I can still recall playing in the gardens in front of this house, with a small brook running by a tall stone wall. And I still have a clear memory of the books in the house I read that summer as an eight-year-old: Westward Ho! by Charles Kingsley, Kidnapped and Treasure Island by Robert Louis Stevenson, and Foxe’s Book of Martyrs, which was attractive to someone of my age not because of its religious fervour but because its ghoulish illustrations had a certain hold over a boy’s imagination, as had the adventures described by Charles Kingsley in Westward Ho!.

As my sisters and cousins were reading Little Women and The Water Babies, or learning to pick out ‘Chopsticks’ on the piano, I was enthralled by the books in the house, and even ventured into my first reading of the King James Version of the Bible.

Westward Ho! was written by Charles Kingsley eight years before The Water-Babies (1863), a tale about a chimney sweep, and ten years before Hereward the Wake (1865), which was regularly serialised in boys’ comics during my childhood.

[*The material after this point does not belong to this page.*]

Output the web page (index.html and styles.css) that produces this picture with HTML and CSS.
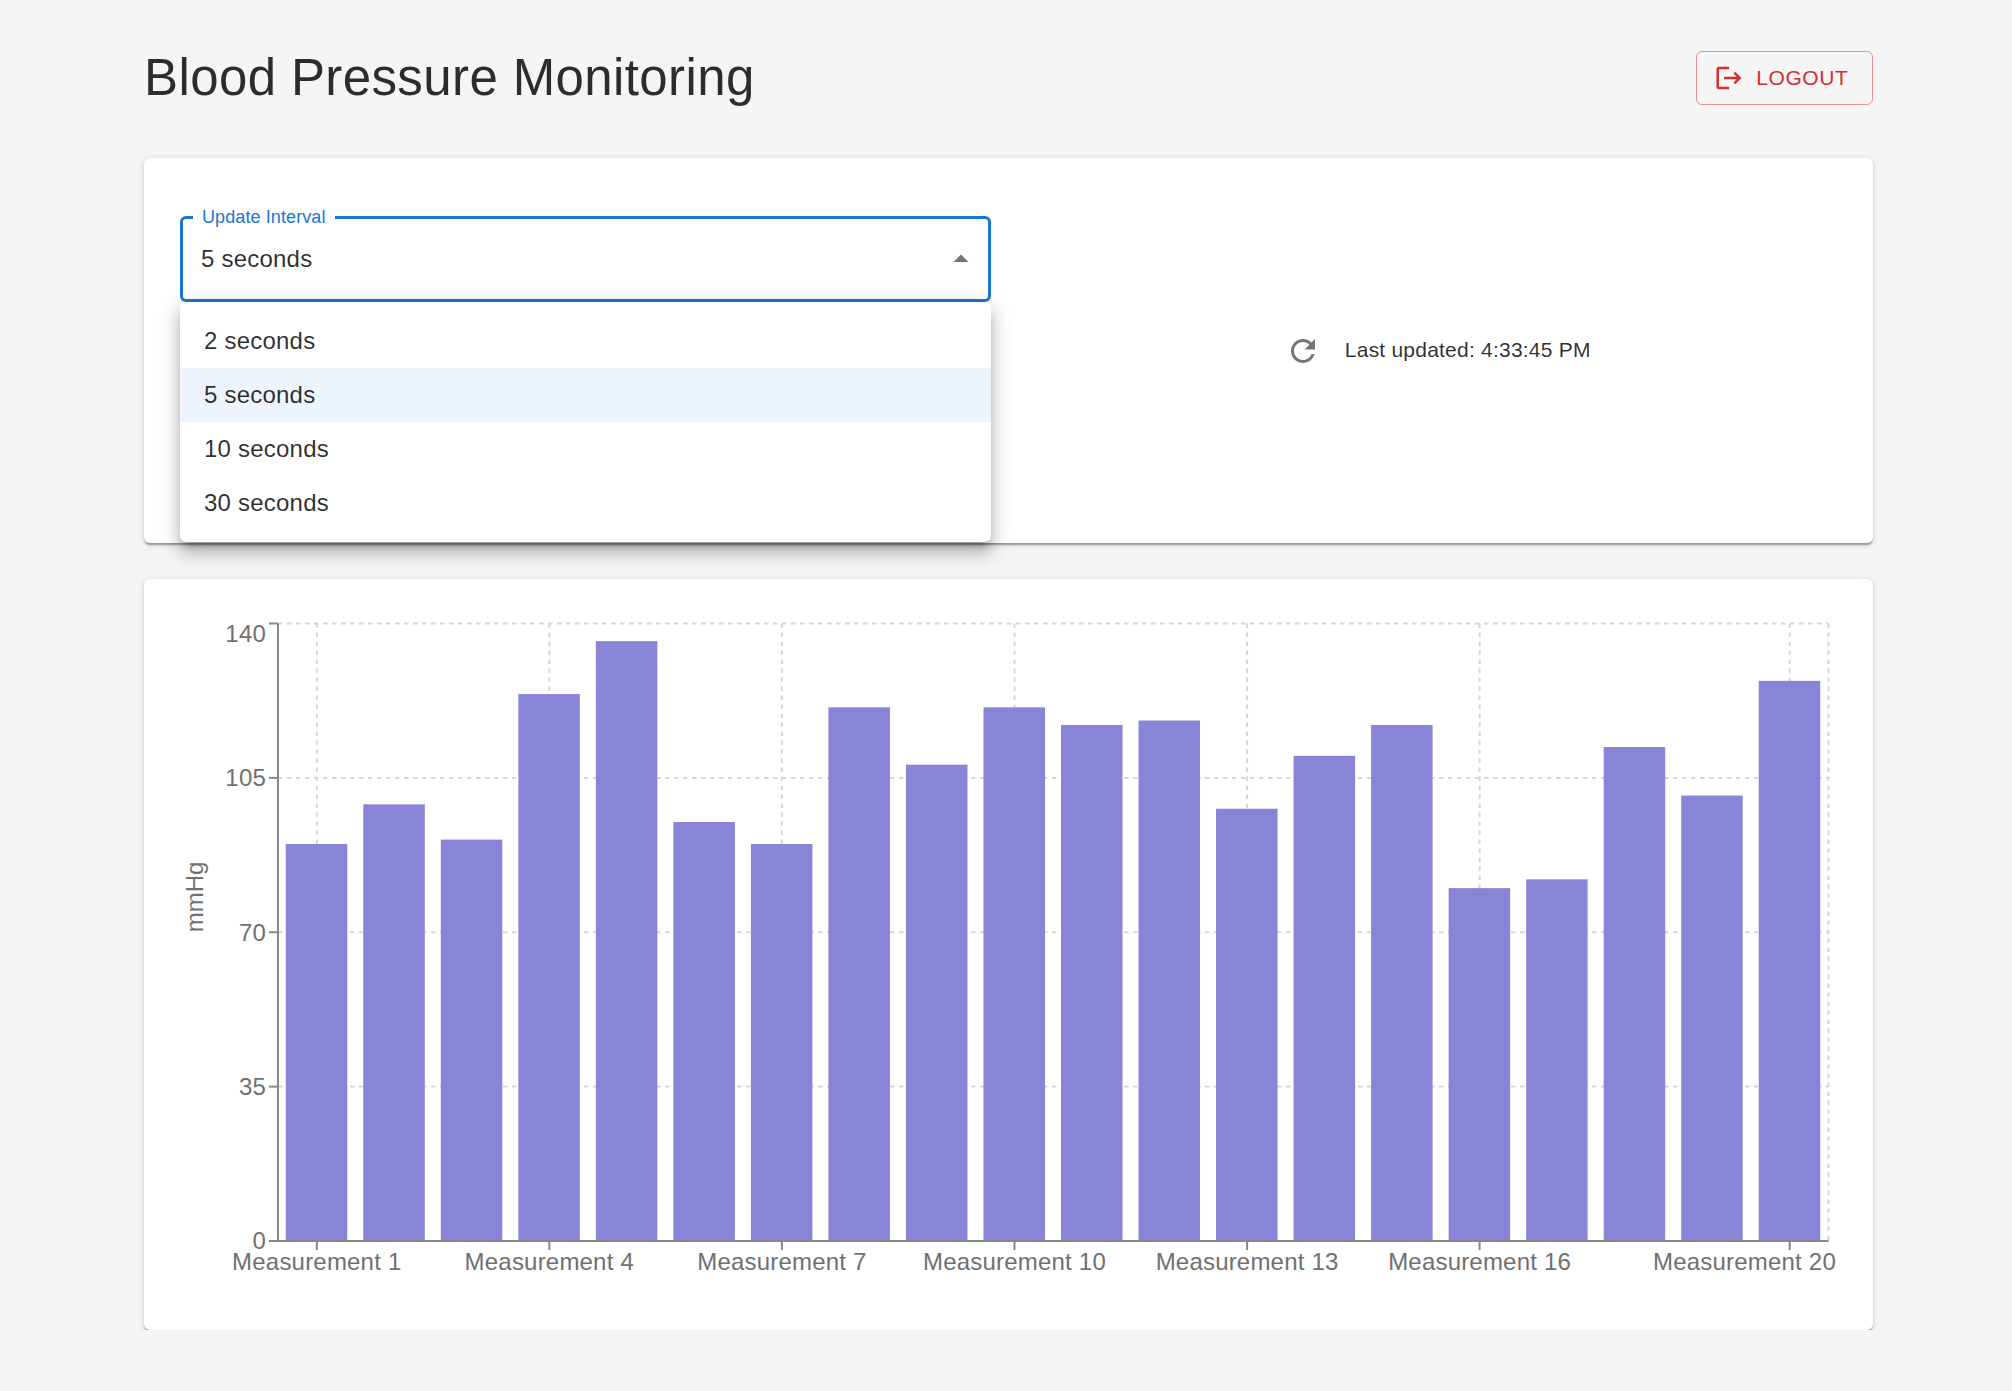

If my parents were ever aware of Kingsley’s alleged racism in his descriptions of Irish people, they never alluded to it, and they never stopped us reading his books. Perhaps they had little care about what we read, just as they cared little whether we had any musical education yet never stopped us playing on the piano in the house in Kilcoole.

Kingsley wrote in a letter to his wife from Ireland in 1860, telling her: ‘I am haunted by the human chimpanzees I saw along that hundred miles of horrible country ... to see white chimpanzees is dreadful; if they were black one would not see it so much, but their skins, except where tanned by exposure, are as white as ours.’

The vile anti-Irish images continue in The Water-Babies. There is the fisherman Dennis, who always tells his masters pleasant lies, ‘but, instead of being angry with him, you must remember that he is a poor Paddy, and knows no better.’ There are the ‘wild Irish’ who ‘would not learn to be peaceable Christians,’ but prefer to ‘brew potheen ... and knock each other over the head with shillelaghs, and shoot each other from behind turf-dykes.’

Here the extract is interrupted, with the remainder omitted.